Spindawg, I do still want to get together and ride sometime. When I get back from vacation I will get in touch. I have a great route from my house up back roads through Coker Creek and over to Hiwassee Dam in North Carolina and back which is excellent.

Have a great ride Saturday.


----------



## AcesFull (Jun 10, 2003)

*I'll be there.*

This will be my 3rd one - last one was in 2005. This will be my first mountain ride in over a year and a half, so look for me on my Look 555 way off the back.


----------



## gutfiddle (Apr 27, 2006)

this FLorida flatlander will be there huffin and puffin and spinnin the highest gear i gotz. do they put up signs for motorcycles to watch for bicycles?

http://www.youtube.com/watch?v=yx8ZWkfqRw8


----------



## roadrider3 (Jun 14, 2007)

I'll be there, I'm one of the 5 going up with clgtide1 & John844. I guess I'll be bringing up the rear with AcesFull. It will be my 2nd Cherohala and this ride is by far the most difficult ride I've ever done (I don't know how I let me skinny little cycling friends talk me in to these rides). You can look for me off the back and I'm not hard to find, I'll be the big guy on the Scott CR1.


----------



## deadlegs (Jan 28, 2004)

*How did everyone do?*

I made it in 6:15 by the clock, 6:11 on the bike. Managed to hang with the lead group but had to refill the bottles at the SAG at the dragon; couldn't catch back up. Then my legs decided to cramp like crazy after the big climb. 

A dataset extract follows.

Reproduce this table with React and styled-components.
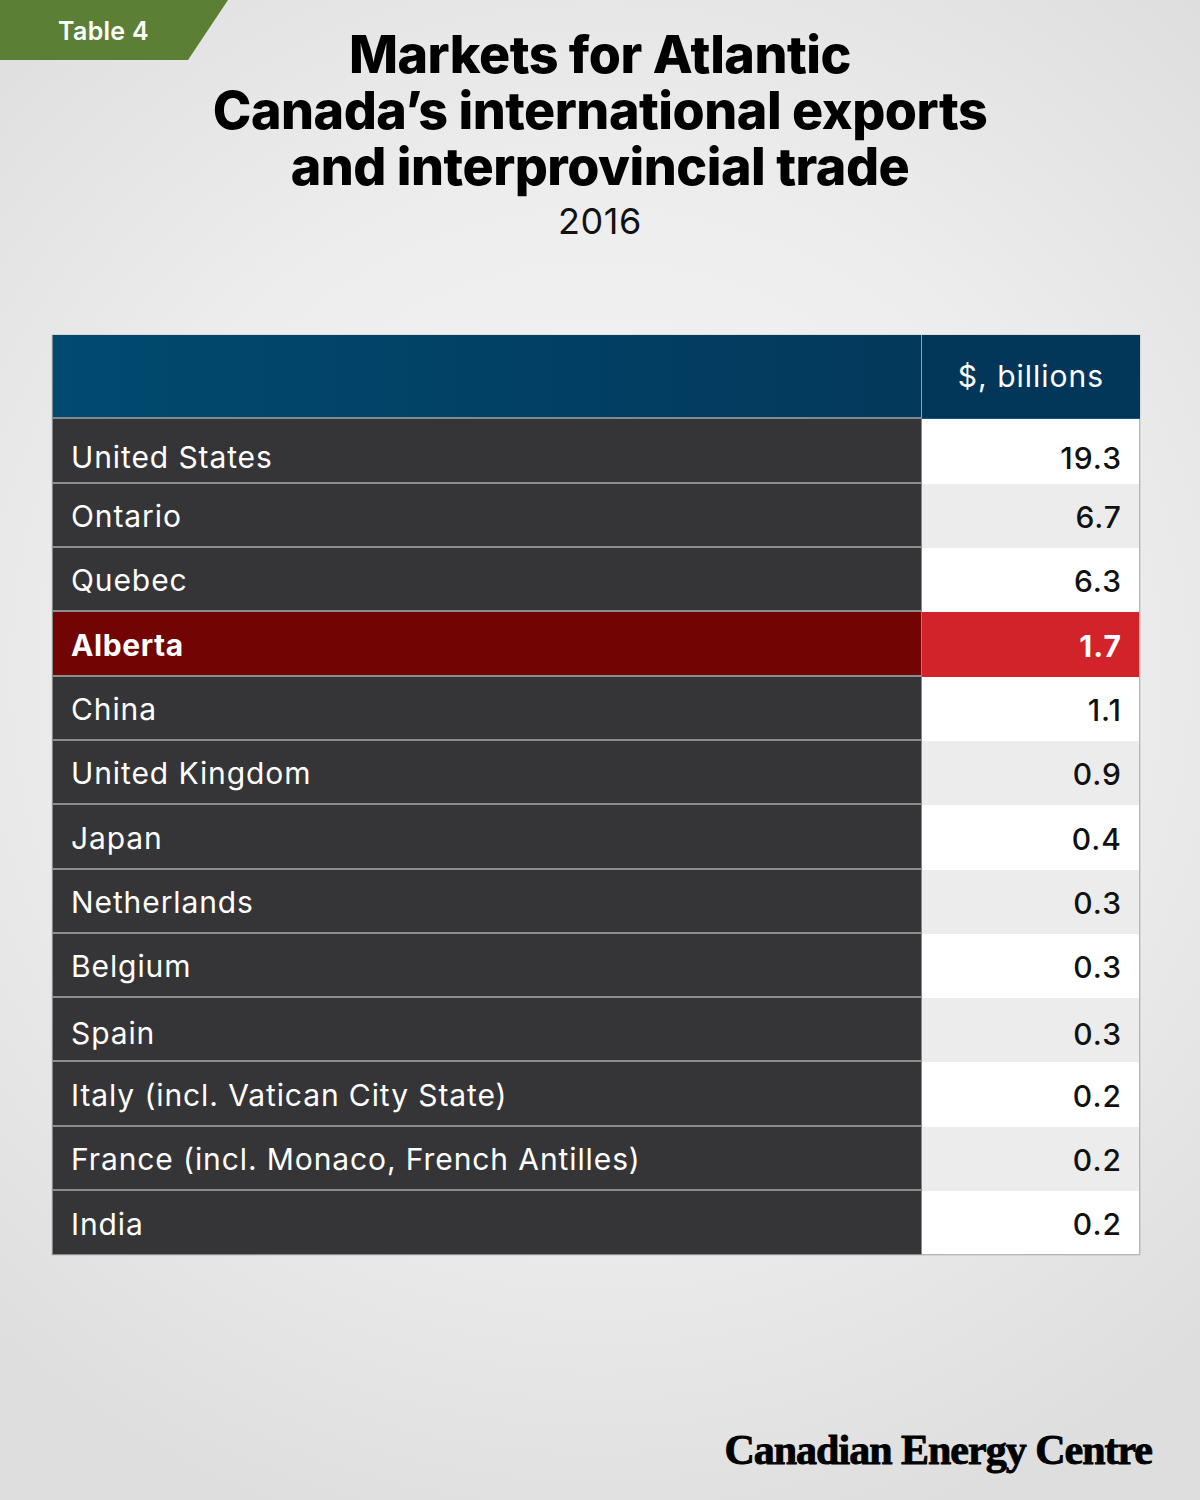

Nice day though. Not too hot for the most part. And the clouds on the skyway were a good thing.

I don't like hamburgers after a long ride!


----------



## Duckman (Jul 21, 2005)

We(my GF and I)while on our way to preride the XC race course at Fontana(race tomorrow)Dam..and decided to ride thru the century, since we were so close and have friends riding it. As we drove north on Hwy 129 just above Robbinsville, we came across 2 riders that were obviously in the century(number plates), and were off the road next to the guardrail working on one of their bikes. We thought they might need assistance so we turned around and pulled off next to the riders. When I asked if they needed help, one rider saw our mtb bikes on the roof and said.."we're ok, don't worry. There's a sag car coming by soon"..and turned his back. I then said, well, I see you've got a broken derailleur, and your also..."..but then he immediately cut me off, again saying "oh its broken down, but we're OK"..and turned his back again. I then tried to tell the guy that we were pretty sure they were lost and didn't know it, since they were at least 4 miles past the left turn toward Kilmer. But he wouldn't let me talk. I felt bad leaving them knowing they were off course but he wasn't interested in anything I had to say.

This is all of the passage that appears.